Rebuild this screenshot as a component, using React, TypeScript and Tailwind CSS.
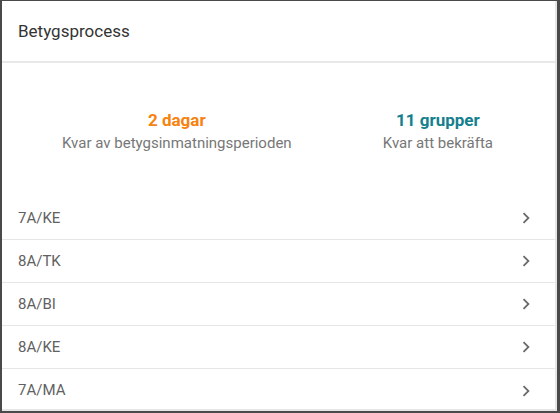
import { MdChevronRight } from "react-icons/md";

const groups = ["7A/KE", "8A/TK", "8A/BI", "8A/KE", "7A/MA"];

export default function App() {
  return (
    <div
      className="h-[413px] w-[560px] overflow-hidden border-t border-l-2 border-r-[3px] border-b-2 border-[#4a4a4a] bg-white"
      style={{ fontFamily: "Roboto, 'Liberation Sans', sans-serif" }}
    >
      <div className="h-full border-r-2 border-b-2 border-[#e6e6e6]">
        {/* Header */}
        <div className="flex h-[62px] items-center border-b-2 border-[#e8e8e8] pt-px pl-4">
          <h2 className="text-[17px] text-[#333]">Betygsprocess</h2>
        </div>

        {/* Stats */}
        <div className="flex justify-between pt-[45px] pr-[62px] pb-[44px] pl-[60px]">
          <div className="text-center">
            <p className="text-[17px] leading-6 font-bold text-[#f7820f]">2 dagar</p>
            <p className="mt-px text-[15px] leading-5 text-[#777]">
              Kvar av betygsinmatningsperioden
            </p>
          </div>
          <div className="text-center">
            <p className="text-[17px] leading-6 font-bold text-[#147f8e]">11 grupper</p>
            <p className="mt-px text-[15px] leading-5 text-[#777]">Kvar att bekräfta</p>
          </div>
        </div>

        {/* Group list */}
        <div className="flex flex-col">
          {groups.map((g, i) => (
            <div
              key={g}
              className={`flex h-[43px] shrink-0 items-center justify-between pr-[18px] pl-4 ${
                i < groups.length - 1 ? "border-b border-[#e6e6e6]" : ""
              }`}
            >
              <span className="text-[15px] text-[#616161]">{g}</span>
              <MdChevronRight size={22} className="text-[#6b6b6b]" />
            </div>
          ))}
        </div>
      </div>
    </div>
  );
}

> _To do_:
Restate the data above word for word. Do not include the images.

> _Solution for this problem_:
Rebuild this screenshot as a component, using React, TypeScript and Tailwind CSS.
import { MdChevronRight } from "react-icons/md";

const groups = ["7A/KE", "8A/TK", "8A/BI", "8A/KE", "7A/MA"];

export default function App() {
  return (
    <div
      className="h-[413px] w-[560px] overflow-hidden border-t border-l-2 border-r-[3px] border-b-2 border-[#4a4a4a] bg-white"
      style={{ fontFamily: "Roboto, 'Liberation Sans', sans-serif" }}
    >
      <div className="h-full border-r-2 border-b-2 border-[#e6e6e6]">
        {/* Header */}
        <div className="flex h-[62px] items-center border-b-2 border-[#e8e8e8] pt-px pl-4">
          <h2 className="text-[17px] text-[#333]">Betygsprocess</h2>
        </div>

        {/* Stats */}
        <div className="flex justify-between pt-[45px] pr-[62px] pb-[44px] pl-[60px]">
          <div className="text-center">
            <p className="text-[17px] leading-6 font-bold text-[#f7820f]">2 dagar</p>
            <p className="mt-px text-[15px] leading-5 text-[#777]">
              Kvar av betygsinmatningsperioden
            </p>
          </div>
          <div className="text-center">
            <p className="text-[17px] leading-6 font-bold text-[#147f8e]">11 grupper</p>
            <p className="mt-px text-[15px] leading-5 text-[#777]">Kvar att bekräfta</p>
          </div>
        </div>

        {/* Group list */}
        <div className="flex flex-col">
          {groups.map((g, i) => (
            <div
              key={g}
              className={`flex h-[43px] shrink-0 items-center justify-between pr-[18px] pl-4 ${
                i < groups.length - 1 ? "border-b border-[#e6e6e6]" : ""
              }`}
            >
              <span className="text-[15px] text-[#616161]">{g}</span>
              <MdChevronRight size={22} className="text-[#6b6b6b]" />
            </div>
          ))}
        </div>
      </div>
    </div>
  );
}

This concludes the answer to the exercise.